***** SOURCE EXCERPT *****
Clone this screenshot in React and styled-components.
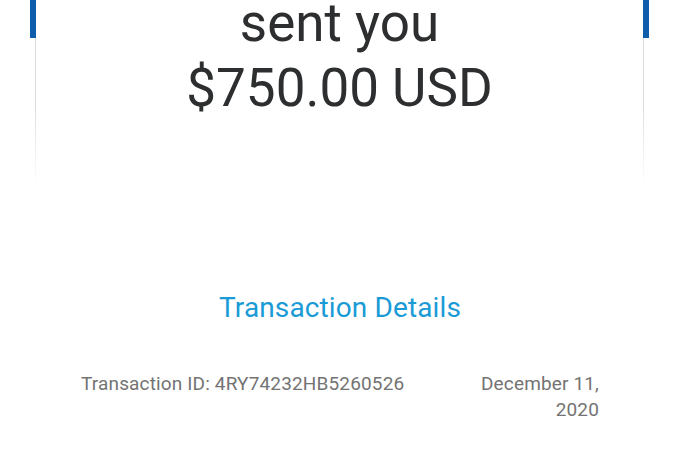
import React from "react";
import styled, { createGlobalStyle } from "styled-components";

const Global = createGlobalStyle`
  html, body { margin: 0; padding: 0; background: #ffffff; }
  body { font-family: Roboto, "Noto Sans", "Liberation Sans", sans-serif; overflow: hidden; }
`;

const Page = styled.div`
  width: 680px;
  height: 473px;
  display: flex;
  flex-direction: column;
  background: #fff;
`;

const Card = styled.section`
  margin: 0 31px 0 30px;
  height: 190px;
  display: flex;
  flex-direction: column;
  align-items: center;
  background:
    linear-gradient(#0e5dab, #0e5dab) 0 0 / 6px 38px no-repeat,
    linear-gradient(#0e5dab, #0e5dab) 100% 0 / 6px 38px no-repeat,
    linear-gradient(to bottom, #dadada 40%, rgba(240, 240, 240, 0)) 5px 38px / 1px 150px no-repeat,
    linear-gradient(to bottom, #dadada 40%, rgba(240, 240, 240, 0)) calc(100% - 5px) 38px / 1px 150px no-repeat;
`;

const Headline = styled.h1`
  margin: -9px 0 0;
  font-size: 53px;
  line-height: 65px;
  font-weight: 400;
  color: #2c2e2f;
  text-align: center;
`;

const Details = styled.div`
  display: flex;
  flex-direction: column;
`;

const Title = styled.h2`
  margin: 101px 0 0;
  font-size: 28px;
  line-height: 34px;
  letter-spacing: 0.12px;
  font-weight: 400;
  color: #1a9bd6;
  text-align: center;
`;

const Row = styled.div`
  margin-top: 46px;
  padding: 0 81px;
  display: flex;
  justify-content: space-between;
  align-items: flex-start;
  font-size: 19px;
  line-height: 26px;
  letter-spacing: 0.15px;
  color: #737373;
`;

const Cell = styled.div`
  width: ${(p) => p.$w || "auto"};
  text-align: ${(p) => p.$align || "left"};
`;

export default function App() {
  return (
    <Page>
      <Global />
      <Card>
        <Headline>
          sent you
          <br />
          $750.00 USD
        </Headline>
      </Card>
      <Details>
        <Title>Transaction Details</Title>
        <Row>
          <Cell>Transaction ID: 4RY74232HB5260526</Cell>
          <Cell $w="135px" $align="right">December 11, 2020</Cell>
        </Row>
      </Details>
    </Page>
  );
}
*****
- [WHAT YOU NEED TO DO]:
Reproduce each line exactly as it appears, omitting the pictures.

- [OUTPUT BELOW]:
Clone this screenshot in React and styled-components.
import React from "react";
import styled, { createGlobalStyle } from "styled-components";

const Global = createGlobalStyle`
  html, body { margin: 0; padding: 0; background: #ffffff; }
  body { font-family: Roboto, "Noto Sans", "Liberation Sans", sans-serif; overflow: hidden; }
`;

const Page = styled.div`
  width: 680px;
  height: 473px;
  display: flex;
  flex-direction: column;
  background: #fff;
`;

const Card = styled.section`
  margin: 0 31px 0 30px;
  height: 190px;
  display: flex;
  flex-direction: column;
  align-items: center;
  background:
    linear-gradient(#0e5dab, #0e5dab) 0 0 / 6px 38px no-repeat,
    linear-gradient(#0e5dab, #0e5dab) 100% 0 / 6px 38px no-repeat,
    linear-gradient(to bottom, #dadada 40%, rgba(240, 240, 240, 0)) 5px 38px / 1px 150px no-repeat,
    linear-gradient(to bottom, #dadada 40%, rgba(240, 240, 240, 0)) calc(100% - 5px) 38px / 1px 150px no-repeat;
`;

const Headline = styled.h1`
  margin: -9px 0 0;
  font-size: 53px;
  line-height: 65px;
  font-weight: 400;
  color: #2c2e2f;
  text-align: center;
`;

const Details = styled.div`
  display: flex;
  flex-direction: column;
`;

const Title = styled.h2`
  margin: 101px 0 0;
  font-size: 28px;
  line-height: 34px;
  letter-spacing: 0.12px;
  font-weight: 400;
  color: #1a9bd6;
  text-align: center;
`;

const Row = styled.div`
  margin-top: 46px;
  padding: 0 81px;
  display: flex;
  justify-content: space-between;
  align-items: flex-start;
  font-size: 19px;
  line-height: 26px;
  letter-spacing: 0.15px;
  color: #737373;
`;

const Cell = styled.div`
  width: ${(p) => p.$w || "auto"};
  text-align: ${(p) => p.$align || "left"};
`;

export default function App() {
  return (
    <Page>
      <Global />
      <Card>
        <Headline>
          sent you
          <br />
          $750.00 USD
        </Headline>
      </Card>
      <Details>
        <Title>Transaction Details</Title>
        <Row>
          <Cell>Transaction ID: 4RY74232HB5260526</Cell>
          <Cell $w="135px" $align="right">December 11, 2020</Cell>
        </Row>
      </Details>
    </Page>
  );
}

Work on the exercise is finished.